RA’s Costanza finds ‘storybook’ ending

Published 11:45 pm Tuesday, March 12, 2013



RESERVE – Before the season, Riverside basketball coach Timmy Byrd said that senior Cory Costanza had patiently waited his turn to start over the years, and that it was finally his time to shine.

Boy, was it ever.

Costanza’s three consecutive 3-pointers down the stretch of Riverside’s 60-49 Class 2A championship victory Saturday left a memorable impression for all in attendance. The shooting barrage came with the game tied at 44 and left the Rebels up by six and able to hold the ball and ice the game at the foul line down the stretch.

He wouldn’t finish the game on the floor – Costanza was in foul trouble all night – but when he fouled out of the game with 57 seconds left, it served as something of a curtain call: Riverside fans chanted his name as he departed the game.
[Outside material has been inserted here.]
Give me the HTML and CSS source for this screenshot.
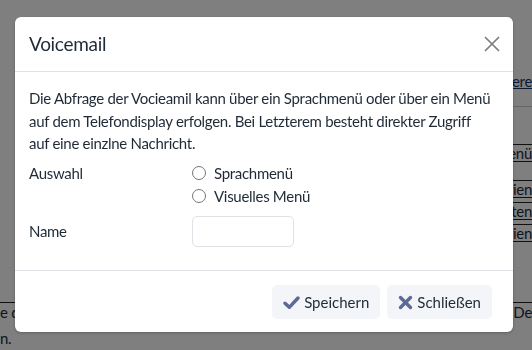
FILE: index.html
```html
<!DOCTYPE html>
<html lang="de">
<head>
<meta charset="utf-8">
<title>Voicemail</title>
<link rel="stylesheet" href="styles.css">
</head>
<body>
<div class="page">
  <div class="page-top">
    <main class="page-main"></main>
    <aside class="page-side">
      <a class="side-link" href="#">Weitere</a>
      <div class="side-group">
        <div class="side-row side-row-gap"></div>
        <div class="side-row"><span class="side-btn">Menü</span></div>
        <div class="side-row side-row-gap"></div>
        <div class="side-row"><span class="side-btn">Kategorien</span></div>
        <div class="side-row"><span class="side-btn">Listen</span></div>
        <div class="side-row"><span class="side-btn">Kategorien</span></div>
      </div>
    </aside>
  </div>
  <div class="page-footer">
    <p class="page-text"><span class="left">e d</span><span class="right">t. De</span></p>
    <p class="page-text"><span class="left">n.</span></p>
  </div>
</div>

<div class="backdrop"></div>
<div class="modal" role="dialog" aria-labelledby="vm-title">
  <div class="modal-header">
    <h5 class="modal-title" id="vm-title">Voicemail</h5>
    <button class="close" type="button" aria-label="Schließen">
      <svg width="16" height="16" viewBox="0 0 16 16"><path d="M1 1 L15 15 M15 1 L1 15" stroke="#7a7a7a" stroke-width="1.6" fill="none"/></svg>
    </button>
  </div>
  <div class="modal-body">
    <p class="intro">Die Abfrage der Vocieamil kann über ein Sprachmenü oder über ein Menü auf dem Telefondisplay erfolgen. Bei Letzterem besteht direkter Zugriff <span class="nowrap">auf eine einzlne Nachricht.</span></p>
    <div class="form-row">
      <div class="form-label">Auswahl</div>
      <div class="form-control-col">
        <label class="radio"><span class="radio-dot"></span>Sprachmenü</label>
        <label class="radio"><span class="radio-dot"></span>Visuelles Menü</label>
      </div>
    </div>
    <div class="form-row form-row-name">
      <div class="form-label">Name</div>
      <div class="form-control-col">
        <input class="text-input" type="text">
      </div>
    </div>
  </div>
  <div class="modal-footer">
    <button class="btn" type="button">
      <svg class="btn-icon" width="17" height="15" viewBox="0 0 17 15"><path d="M2 8.2 L6.3 12.3 L15 3" stroke="#5b6a97" stroke-width="3.4" stroke-linecap="round" stroke-linejoin="round" fill="none"/></svg>
      Speichern
    </button>
    <button class="btn" type="button">
      <svg class="btn-icon" width="15" height="15" viewBox="0 0 15 15"><path d="M2.5 2.5 L12.5 12.5 M12.5 2.5 L2.5 12.5" stroke="#5b6a97" stroke-width="3.4" stroke-linecap="round" fill="none"/></svg>
      Schließen
    </button>
  </div>
</div>
</body>
</html>
```
FILE: styles.css
```css
* { box-sizing: border-box; }
html, body { margin: 0; padding: 0; }
body {
  font-family: "Lato", "Noto Sans", sans-serif;
  font-size: 15px;
  line-height: 1.5;
  letter-spacing: -0.3px;
  color: #1f2a37;
  background: #ffffff;
  width: 532px;
  height: 350px;
  overflow: hidden;
}

/* background page */
.page { width: 532px; }
.page-top {
  display: flex;
  height: 303px;
  border-bottom: 1px solid #222;
}
.page-main { flex: 1; }
.page-side {
  width: 80px;
  padding-top: 70px;
  display: flex;
  flex-direction: column;
  align-items: flex-end;
}
.side-link { color: #1b3a6b; text-decoration: underline; line-height: 22px; }
.side-group { width: 100%; margin-top: 14px; border-top: 1px solid #ccc; padding-top: 23px; }
.side-row {
  display: flex;
  justify-content: flex-end;
  overflow: hidden;
  height: 18px;
  line-height: 16px;
  margin-bottom: 4px;
  border-top: 1px solid #222;
  border-bottom: 1px solid #222;
}
.side-row-gap { border: none; height: 0; margin-bottom: 14px; }
.side-btn { white-space: nowrap; }
.page-text { margin: 0; display: flex; justify-content: space-between; line-height: 24px; }
.page-text:first-child { margin-top: -3px; }
.page-text + .page-text { margin-top: 2px; }

/* modal */
.backdrop {
  position: fixed;
  inset: 0;
  background: rgba(0, 0, 0, 0.5);
}
.modal {
  position: fixed;
  left: 15px;
  top: 17px;
  width: 498px;
  height: 315px;
  background: #fff;
  border-radius: 6px;
  box-shadow: 0 1px 3px rgba(0,0,0,0.25);
  display: flex;
  flex-direction: column;
  color: #1f2a37;
}
.modal-header {
  display: flex;
  align-items: center;
  justify-content: space-between;
  height: 55px;
  padding: 0 13px 0 14px;
  border-bottom: 1px solid #dee2e6;
}
.modal-title {
  margin: 0;
  font-size: 19px;
  font-weight: 400;
  line-height: 1.2;
}
.close {
  border: 0;
  background: none;
  padding: 0;
  width: 16px;
  height: 16px;
  display: flex;
}
.modal-body {
  padding: 15px 14px 0 14px;
  flex: 1;
}
.intro { margin: 0 0 7px 0; }
.nowrap { white-space: nowrap; }
.form-row { display: flex; }
.form-label { width: 163px; line-height: 22px; }
.form-control-col { display: flex; flex-direction: column; }
.radio { display: flex; align-items: center; line-height: 23px; }
.radio-dot {
  width: 14px; height: 14px;
  border: 1px solid #767676;
  border-radius: 50%;
  margin-right: 8px;
  background: #fff;
}
.form-row-name { margin-top: 8px; align-items: center; }
.text-input {
  width: 102px;
  height: 31px;
  border: 1px solid #dee2e6;
  border-radius: 5px;
  font: inherit;
}
.modal-footer {
  border-top: 1px solid #dee2e6;
  display: flex;
  justify-content: flex-end;
  gap: 7px;
  padding: 14px 21px 13px;
}
.btn {
  display: flex;
  align-items: center;
  gap: 4px;
  height: 34px;
  padding: 0 11px;
  border: 0;
  border-radius: 5px;
  background: #f3f5f8;
  font: inherit;
  color: #1f2a37;
}
```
He’d go on to be named the championship game’s Outstanding Player after scoring 15 points in 17 minutes while hitting four of his six 4-point attempts.

“The biggest adjustment we made, if anything, was that coach Kevin (Branch) kept saying, ‘Give Cory the ball,’” said Byrd.

Said Costanza, “It’s a great feeling. I sat most of the past three years and made sacrifices, put in a lot of work. And now to have it finally pay off in my senior year … I couldn’t ask for a better way to end things.”

Costanza earned some playing time last season as a junior role-player, but did not take the floor in the team’s championship game last season against John Curtis. Before his junior year, he rarely played at all.

“It’s really a storybook ending,” said Byrd. “When Cory first came here, he couldn’t finish a drill. He wasn’t a very good player. But instead of quitting, he kept at it and not only became a starter, but a great leader.

“A few years ago, people would have laughed if you told them Cory would have been the MVP of the state championship game, and said you were crazy. But now, Cory’s the one who can laugh.”

Byrd said that he envisioned Costanza as a role player prior to the team’s summer work. The Rebels were set to revolve around a lethal collection of freshman and sophomore guards: Von Julien, already an experienced point guard in just his sophomore season; Malik Crowfield, a sweet-shooting, explosive shooting guard; Herb McGee, a stellar defender and capable scorer at both guard spots; and Jordan Andrews, an exceptional shooter and a steals merchant at the defensive end.

Riverside also would feature 6-foot-8-inch center Khalea Turner, who was set to step into the center spot vacated by former Rebel superstar Ricardo Gathers.

But the Rebels were without Turner during the summer, giving Costanza a chance to run with the starters. At that time, he began to open Byrd’s eyes.

“We started playing him in the post on defense, something I’m not sure he was terribly excited with at the time … and he showed me some things we didn’t know he had. He’s a really tough kid, and he went out and sacrificed his body for the team.”

Byrd said that Costanza’s willingness to “do the dirty work others shied away from” defensively earned him plenty of respect. But offensively, Costanza also started flashing the kind of skill that could give Riverside a new dimension.

“He always had a pretty shot, but he didn’t have the confidence or the body language that you see from strong shooters in gametime situations,” said Byrd. “He didn’t have that mental part of it down. But he kept getting better and better and as the summer went on, it became clear that he was the missing piece. We were a different team with Cory at center, versus what we were with Khalea.”

That “different” team became Riverside’s normal group when Turner transferred to John Curtis in December.

But for Costanza, things were more of a struggle than he’d have liked early on. A back injury – a stress fracture –  he suffered as a sophomore flared up again prior to the season, putting it in jeopardy. He was cleared to play, but with limitations.

“He couldn’t do any lower body lifts in weight lifting or certain jumps in game,” said Byrd.

But after a few weeks, Costanza had no flare ups. His legs returned and his confidence soared to new heights – as did his game.

“Cory shot over 50-percent over the last month of the season,” said Byrd. “When a guy is shooting like that, you need to get him as many shots as possible. And our kids did that. They wanted to get the ball to him.”

He exploded in the final stretch of his prep career. He sank six 3-pointers in a district tiebreaker against Curtis to conclude the regular season. At the Top 28 tournament, he hit his 3’s at a robust 62 percent clip, nailing 8 of 13 from downtown.

“I have a great team around me,” said Costanza. “These guys find me when I’m open and get me great looks.”

Byrd said that off the court, Costanza was a natural leader.

“Our kids really loved him because he showed his love toward them. He’d text guys and ask how they’re doing. He always showed support of our young guys. He didn’t lead by yelling or getting in your face … He led more like a big brother than a father,” Byrd said.